I swear, ’tis better to be lowly born,
And range with humble livers in content,
Than to be perked up in a glist’ring grief,
And wear a golden sorrow.
Henry VIII
, 2.3

The saga of Clarence’s death had demonstrated the divisions in the ruling York family, and at the same time had drawn attention to the important and at times divisive role played in English affairs by Margaret, Duchess of Burgundy.

The life she had been leading in her widowhood was, on a day-to-day level, a good one, despite the turmoils that had followed Duke Charles’s death in 1477. Burgundy was replete with the profits of trade: Margaret’s new home would be rich in tapestries, a single example of which could cost a wealthy landowner a whole year’s income, and in books. In tapestries and other depictions Margaret is seen at falconry and the hunt; one, entitled
The Bear Hunt
, shows her riding side-saddle on a horse led by a groom.

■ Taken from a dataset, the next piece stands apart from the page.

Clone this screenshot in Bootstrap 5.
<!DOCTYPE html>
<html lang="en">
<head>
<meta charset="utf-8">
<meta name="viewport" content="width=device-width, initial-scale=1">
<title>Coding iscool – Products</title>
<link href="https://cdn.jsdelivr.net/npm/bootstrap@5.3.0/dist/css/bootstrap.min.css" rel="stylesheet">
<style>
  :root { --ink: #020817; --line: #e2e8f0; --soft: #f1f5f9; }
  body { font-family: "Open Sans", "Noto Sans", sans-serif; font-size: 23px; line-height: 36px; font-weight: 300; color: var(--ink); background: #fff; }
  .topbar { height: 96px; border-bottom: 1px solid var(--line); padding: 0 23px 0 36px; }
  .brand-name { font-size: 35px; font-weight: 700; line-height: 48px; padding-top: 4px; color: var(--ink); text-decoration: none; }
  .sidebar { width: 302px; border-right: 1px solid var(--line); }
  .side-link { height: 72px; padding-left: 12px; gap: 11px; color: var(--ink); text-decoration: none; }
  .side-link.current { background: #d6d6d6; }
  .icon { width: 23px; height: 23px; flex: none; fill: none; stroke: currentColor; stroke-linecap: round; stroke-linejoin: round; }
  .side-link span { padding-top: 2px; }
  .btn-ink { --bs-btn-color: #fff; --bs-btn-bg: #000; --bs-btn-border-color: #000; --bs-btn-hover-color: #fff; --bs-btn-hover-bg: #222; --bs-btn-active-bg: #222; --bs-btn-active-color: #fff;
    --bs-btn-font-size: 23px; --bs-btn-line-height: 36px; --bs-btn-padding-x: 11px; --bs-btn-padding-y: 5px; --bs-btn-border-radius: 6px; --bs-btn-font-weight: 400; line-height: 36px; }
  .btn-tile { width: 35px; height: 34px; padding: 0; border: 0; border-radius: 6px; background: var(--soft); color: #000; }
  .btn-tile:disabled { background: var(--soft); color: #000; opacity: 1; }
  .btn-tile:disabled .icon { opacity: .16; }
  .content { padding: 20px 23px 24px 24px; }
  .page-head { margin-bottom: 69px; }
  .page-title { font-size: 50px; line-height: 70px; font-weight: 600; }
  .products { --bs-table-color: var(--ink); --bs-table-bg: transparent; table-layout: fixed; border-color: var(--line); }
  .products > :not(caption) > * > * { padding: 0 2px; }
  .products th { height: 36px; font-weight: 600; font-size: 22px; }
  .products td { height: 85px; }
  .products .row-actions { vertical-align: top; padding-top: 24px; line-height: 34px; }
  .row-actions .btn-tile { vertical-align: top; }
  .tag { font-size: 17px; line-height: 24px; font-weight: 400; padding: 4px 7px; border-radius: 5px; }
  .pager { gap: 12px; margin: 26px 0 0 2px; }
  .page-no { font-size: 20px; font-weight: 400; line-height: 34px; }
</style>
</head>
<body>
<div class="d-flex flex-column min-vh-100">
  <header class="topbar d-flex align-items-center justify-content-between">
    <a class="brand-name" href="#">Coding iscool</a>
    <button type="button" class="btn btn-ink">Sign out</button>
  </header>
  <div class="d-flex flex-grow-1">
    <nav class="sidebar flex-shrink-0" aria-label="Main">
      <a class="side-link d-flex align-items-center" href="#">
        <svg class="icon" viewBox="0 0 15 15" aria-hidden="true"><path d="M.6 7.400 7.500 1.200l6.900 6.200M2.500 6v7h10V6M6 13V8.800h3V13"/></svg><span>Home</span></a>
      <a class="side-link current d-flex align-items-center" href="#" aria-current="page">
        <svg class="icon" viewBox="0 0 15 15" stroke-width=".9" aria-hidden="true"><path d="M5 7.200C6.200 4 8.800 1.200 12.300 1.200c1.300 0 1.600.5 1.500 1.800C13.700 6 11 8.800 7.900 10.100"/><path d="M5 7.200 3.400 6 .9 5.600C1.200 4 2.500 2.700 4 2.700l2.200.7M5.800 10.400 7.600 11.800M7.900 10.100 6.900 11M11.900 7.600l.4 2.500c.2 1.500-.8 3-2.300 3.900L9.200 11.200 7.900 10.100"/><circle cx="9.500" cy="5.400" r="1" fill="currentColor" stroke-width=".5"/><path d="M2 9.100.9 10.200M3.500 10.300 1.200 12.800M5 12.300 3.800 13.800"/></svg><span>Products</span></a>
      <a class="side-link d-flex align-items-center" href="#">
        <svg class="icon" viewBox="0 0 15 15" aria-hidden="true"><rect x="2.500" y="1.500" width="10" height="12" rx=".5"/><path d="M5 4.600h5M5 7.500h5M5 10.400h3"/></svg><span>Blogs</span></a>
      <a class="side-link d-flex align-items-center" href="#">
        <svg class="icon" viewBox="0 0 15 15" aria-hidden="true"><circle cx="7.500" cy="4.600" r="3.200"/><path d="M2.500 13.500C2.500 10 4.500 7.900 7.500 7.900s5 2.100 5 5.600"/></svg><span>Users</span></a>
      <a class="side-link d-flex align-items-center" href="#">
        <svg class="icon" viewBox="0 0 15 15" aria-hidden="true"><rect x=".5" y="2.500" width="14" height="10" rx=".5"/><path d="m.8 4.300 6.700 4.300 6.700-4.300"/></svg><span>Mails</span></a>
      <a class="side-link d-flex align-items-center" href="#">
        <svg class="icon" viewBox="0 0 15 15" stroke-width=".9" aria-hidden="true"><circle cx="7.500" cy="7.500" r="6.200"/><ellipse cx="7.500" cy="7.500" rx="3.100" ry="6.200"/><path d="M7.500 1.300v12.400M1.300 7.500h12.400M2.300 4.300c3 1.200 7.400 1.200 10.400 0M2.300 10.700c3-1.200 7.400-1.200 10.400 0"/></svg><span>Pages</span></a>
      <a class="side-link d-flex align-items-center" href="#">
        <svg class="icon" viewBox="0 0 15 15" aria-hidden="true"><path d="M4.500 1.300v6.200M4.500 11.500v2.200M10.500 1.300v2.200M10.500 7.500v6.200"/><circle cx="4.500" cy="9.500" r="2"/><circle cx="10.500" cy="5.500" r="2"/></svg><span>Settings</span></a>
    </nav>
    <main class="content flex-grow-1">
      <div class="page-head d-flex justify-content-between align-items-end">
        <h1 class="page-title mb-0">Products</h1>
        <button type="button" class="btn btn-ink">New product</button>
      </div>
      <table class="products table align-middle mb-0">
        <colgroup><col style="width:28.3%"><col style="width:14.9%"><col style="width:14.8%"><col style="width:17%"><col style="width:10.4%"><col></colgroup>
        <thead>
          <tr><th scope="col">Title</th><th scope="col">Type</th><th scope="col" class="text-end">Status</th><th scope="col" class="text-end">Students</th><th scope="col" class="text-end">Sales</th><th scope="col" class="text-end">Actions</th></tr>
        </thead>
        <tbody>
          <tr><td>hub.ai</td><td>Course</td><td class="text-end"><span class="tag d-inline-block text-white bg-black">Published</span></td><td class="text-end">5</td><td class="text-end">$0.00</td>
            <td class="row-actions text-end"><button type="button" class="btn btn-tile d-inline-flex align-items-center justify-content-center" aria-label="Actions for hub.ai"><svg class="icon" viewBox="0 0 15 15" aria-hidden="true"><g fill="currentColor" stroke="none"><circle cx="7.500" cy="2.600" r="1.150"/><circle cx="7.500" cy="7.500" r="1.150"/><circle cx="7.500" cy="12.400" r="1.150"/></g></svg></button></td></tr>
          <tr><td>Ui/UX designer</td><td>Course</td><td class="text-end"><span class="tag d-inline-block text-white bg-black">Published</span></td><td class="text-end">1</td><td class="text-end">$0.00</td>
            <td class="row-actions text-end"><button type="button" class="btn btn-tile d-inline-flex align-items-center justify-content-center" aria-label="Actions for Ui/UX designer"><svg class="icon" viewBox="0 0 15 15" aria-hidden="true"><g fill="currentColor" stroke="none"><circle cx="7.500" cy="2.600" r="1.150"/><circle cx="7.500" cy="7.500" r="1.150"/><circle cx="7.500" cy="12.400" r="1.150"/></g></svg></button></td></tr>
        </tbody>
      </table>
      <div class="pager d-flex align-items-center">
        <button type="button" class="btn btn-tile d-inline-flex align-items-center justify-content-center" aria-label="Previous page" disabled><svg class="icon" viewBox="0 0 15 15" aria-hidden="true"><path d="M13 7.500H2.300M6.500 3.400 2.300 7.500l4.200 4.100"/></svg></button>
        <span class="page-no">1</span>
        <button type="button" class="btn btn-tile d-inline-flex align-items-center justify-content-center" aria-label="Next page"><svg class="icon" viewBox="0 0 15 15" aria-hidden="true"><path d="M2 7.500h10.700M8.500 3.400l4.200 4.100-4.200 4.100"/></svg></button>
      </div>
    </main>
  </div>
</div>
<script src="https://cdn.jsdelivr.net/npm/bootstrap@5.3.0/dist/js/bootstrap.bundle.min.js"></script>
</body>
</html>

As her stepdaughter Mary’s marriage to Archduke Maximilian bore fruit, Margaret stood godmother to her children. Her dower lands included a prosperous and well-maintained collection of villages and towns. She chose to make her main residence at Malines in Brabant, purchasing a number of adjoining houses which she extended and rebuilt in red brick decorated with white stripes, with a balcony on which she could display herself to the people. She commissioned gardens designed to be seen from her palace windows, as well as a tennis court, a shooting gallery and hot baths. She had a chair of state, in the vast council chamber, upholstered in fine black velvet; and a study hung with violet taffeta, its beautiful books and manuscripts protected by a wrought-iron grille. She had her volumes on chess, her knives with handles of ebony and ivory, her knight of honour and her doctors, her dogs, her horses and her maker of preserves.